Short exercise →
Each line from the line with "Give me the" to the line with "import React from", inclusive, is to be repeated exactly; no other line and no picture belongs in the copy.

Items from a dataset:
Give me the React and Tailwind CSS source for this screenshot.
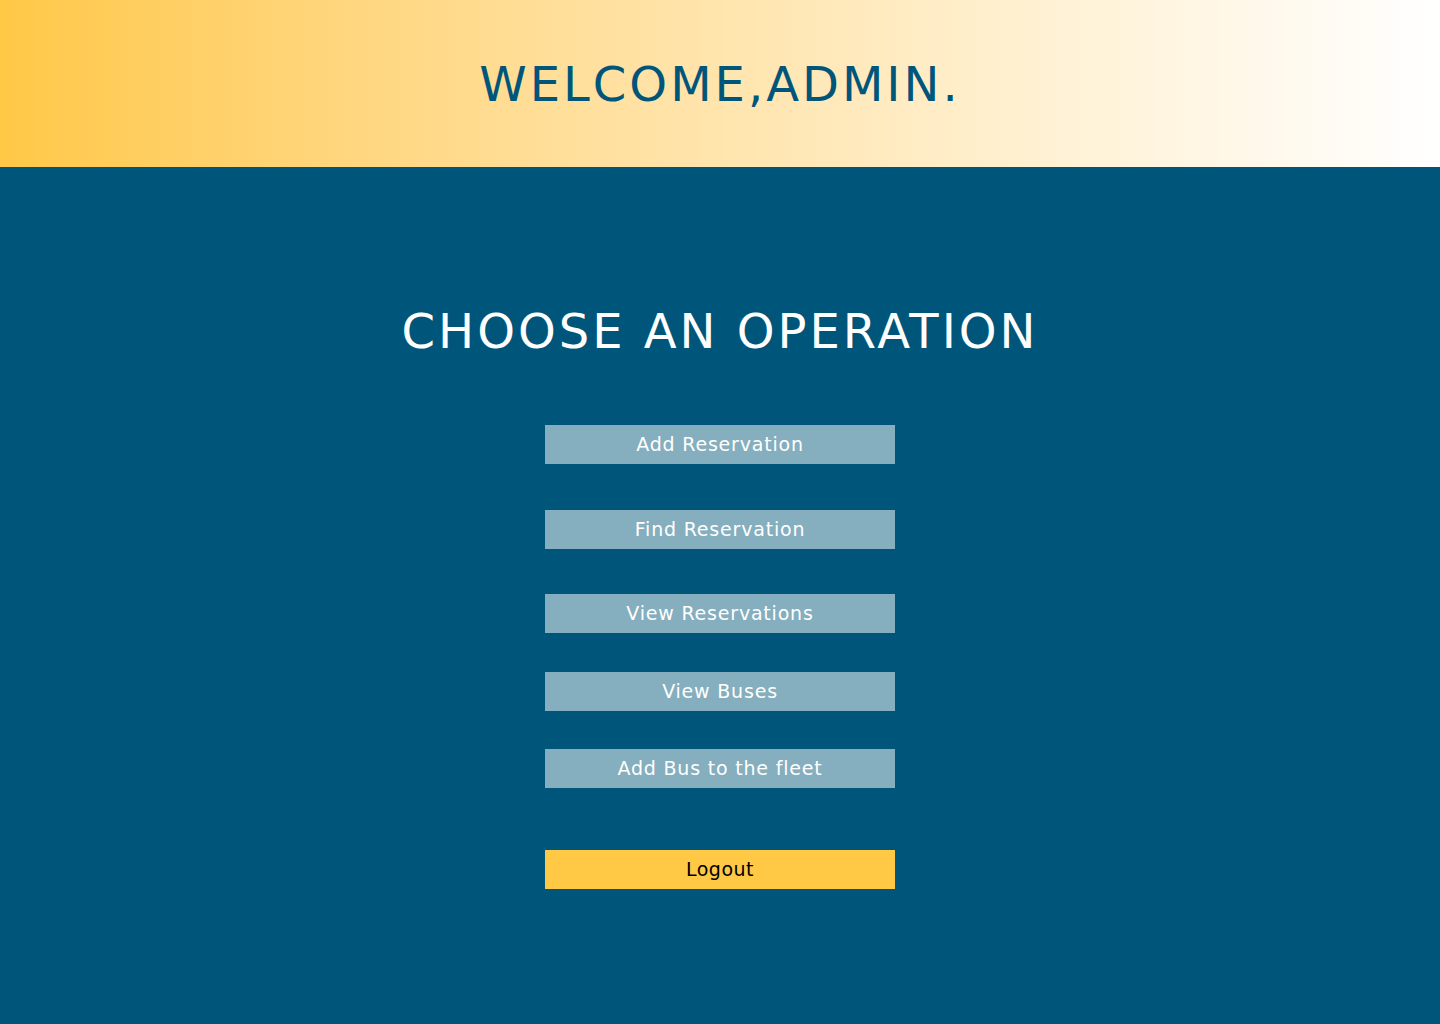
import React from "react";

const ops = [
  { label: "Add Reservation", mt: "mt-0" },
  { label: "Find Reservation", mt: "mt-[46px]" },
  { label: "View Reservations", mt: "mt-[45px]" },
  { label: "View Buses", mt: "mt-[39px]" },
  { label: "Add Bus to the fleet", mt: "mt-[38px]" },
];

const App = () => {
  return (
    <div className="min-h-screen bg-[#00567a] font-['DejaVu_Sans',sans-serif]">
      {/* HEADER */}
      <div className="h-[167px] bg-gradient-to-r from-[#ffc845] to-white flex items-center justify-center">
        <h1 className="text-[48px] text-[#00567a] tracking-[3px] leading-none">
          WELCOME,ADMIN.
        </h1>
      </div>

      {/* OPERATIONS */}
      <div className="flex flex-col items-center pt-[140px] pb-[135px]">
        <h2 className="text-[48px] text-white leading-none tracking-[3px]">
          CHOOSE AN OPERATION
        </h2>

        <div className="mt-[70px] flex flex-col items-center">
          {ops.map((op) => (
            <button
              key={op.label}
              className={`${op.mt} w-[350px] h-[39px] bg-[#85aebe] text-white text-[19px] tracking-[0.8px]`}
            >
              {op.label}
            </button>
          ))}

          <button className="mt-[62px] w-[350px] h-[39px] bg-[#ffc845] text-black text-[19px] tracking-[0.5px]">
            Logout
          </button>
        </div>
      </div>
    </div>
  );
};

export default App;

...

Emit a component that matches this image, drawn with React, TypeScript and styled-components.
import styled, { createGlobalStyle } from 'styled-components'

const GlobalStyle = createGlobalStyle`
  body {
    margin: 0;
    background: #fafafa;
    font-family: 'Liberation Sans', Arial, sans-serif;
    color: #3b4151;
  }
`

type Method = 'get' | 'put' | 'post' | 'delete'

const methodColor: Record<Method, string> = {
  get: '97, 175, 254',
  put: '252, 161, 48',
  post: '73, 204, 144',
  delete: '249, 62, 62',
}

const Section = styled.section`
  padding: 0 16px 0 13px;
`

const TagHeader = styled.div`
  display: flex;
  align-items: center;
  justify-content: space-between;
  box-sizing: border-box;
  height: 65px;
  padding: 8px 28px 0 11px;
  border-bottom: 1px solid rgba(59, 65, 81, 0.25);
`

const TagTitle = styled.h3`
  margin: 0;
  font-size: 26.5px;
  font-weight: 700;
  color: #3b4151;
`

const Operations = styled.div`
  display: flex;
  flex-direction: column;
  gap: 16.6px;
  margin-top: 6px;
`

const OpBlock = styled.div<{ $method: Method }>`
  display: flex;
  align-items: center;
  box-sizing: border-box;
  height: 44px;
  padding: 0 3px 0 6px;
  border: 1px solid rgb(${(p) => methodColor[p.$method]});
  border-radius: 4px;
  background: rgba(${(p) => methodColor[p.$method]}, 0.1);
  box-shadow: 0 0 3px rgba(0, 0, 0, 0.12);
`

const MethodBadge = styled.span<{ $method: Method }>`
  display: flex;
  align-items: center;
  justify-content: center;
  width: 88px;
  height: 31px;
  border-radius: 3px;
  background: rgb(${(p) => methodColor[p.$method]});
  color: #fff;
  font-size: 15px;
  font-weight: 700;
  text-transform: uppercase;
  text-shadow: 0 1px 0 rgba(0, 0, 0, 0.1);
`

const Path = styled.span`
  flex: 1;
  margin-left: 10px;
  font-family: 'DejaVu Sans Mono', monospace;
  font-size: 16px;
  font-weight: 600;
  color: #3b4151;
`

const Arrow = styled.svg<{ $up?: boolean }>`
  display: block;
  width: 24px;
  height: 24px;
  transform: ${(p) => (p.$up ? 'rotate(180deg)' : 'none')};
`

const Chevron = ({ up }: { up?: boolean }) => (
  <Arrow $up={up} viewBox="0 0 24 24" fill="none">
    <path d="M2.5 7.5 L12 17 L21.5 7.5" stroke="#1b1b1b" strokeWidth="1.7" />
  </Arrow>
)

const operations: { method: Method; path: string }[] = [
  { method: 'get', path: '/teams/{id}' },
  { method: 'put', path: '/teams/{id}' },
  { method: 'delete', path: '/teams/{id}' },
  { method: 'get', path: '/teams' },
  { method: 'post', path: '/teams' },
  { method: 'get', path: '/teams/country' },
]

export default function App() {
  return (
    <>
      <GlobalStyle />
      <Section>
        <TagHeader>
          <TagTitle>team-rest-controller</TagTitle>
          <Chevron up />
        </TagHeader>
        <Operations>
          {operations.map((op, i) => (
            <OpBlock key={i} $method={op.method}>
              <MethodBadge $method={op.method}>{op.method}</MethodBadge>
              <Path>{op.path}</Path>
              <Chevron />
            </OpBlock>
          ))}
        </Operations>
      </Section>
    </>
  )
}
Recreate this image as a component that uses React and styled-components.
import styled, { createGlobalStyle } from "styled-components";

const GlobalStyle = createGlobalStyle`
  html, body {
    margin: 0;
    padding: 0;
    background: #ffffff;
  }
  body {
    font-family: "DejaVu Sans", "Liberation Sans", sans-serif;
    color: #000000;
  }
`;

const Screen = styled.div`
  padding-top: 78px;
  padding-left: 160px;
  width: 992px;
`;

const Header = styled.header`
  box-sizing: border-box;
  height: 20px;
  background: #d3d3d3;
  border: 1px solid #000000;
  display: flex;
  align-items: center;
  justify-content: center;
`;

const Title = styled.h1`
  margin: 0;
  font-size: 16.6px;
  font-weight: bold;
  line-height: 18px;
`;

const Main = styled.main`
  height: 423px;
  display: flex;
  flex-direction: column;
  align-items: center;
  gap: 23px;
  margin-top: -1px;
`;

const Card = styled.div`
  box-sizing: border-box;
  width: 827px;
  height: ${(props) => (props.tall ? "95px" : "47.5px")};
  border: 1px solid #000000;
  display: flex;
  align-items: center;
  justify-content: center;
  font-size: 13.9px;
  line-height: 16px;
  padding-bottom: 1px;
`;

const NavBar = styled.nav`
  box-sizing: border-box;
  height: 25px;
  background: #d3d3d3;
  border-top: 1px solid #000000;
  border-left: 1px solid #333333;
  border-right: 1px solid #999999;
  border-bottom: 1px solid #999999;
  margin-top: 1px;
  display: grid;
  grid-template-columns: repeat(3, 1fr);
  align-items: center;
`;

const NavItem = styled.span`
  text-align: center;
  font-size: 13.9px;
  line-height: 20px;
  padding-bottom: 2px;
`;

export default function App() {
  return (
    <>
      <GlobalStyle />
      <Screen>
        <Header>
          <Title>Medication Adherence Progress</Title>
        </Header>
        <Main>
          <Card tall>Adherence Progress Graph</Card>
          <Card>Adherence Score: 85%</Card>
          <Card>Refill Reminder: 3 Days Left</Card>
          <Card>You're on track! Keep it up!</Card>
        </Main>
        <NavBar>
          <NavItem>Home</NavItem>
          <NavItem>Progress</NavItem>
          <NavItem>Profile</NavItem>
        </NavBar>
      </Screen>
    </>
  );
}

Right answer →
Give me the React and Tailwind CSS source for this screenshot.
import React from "react";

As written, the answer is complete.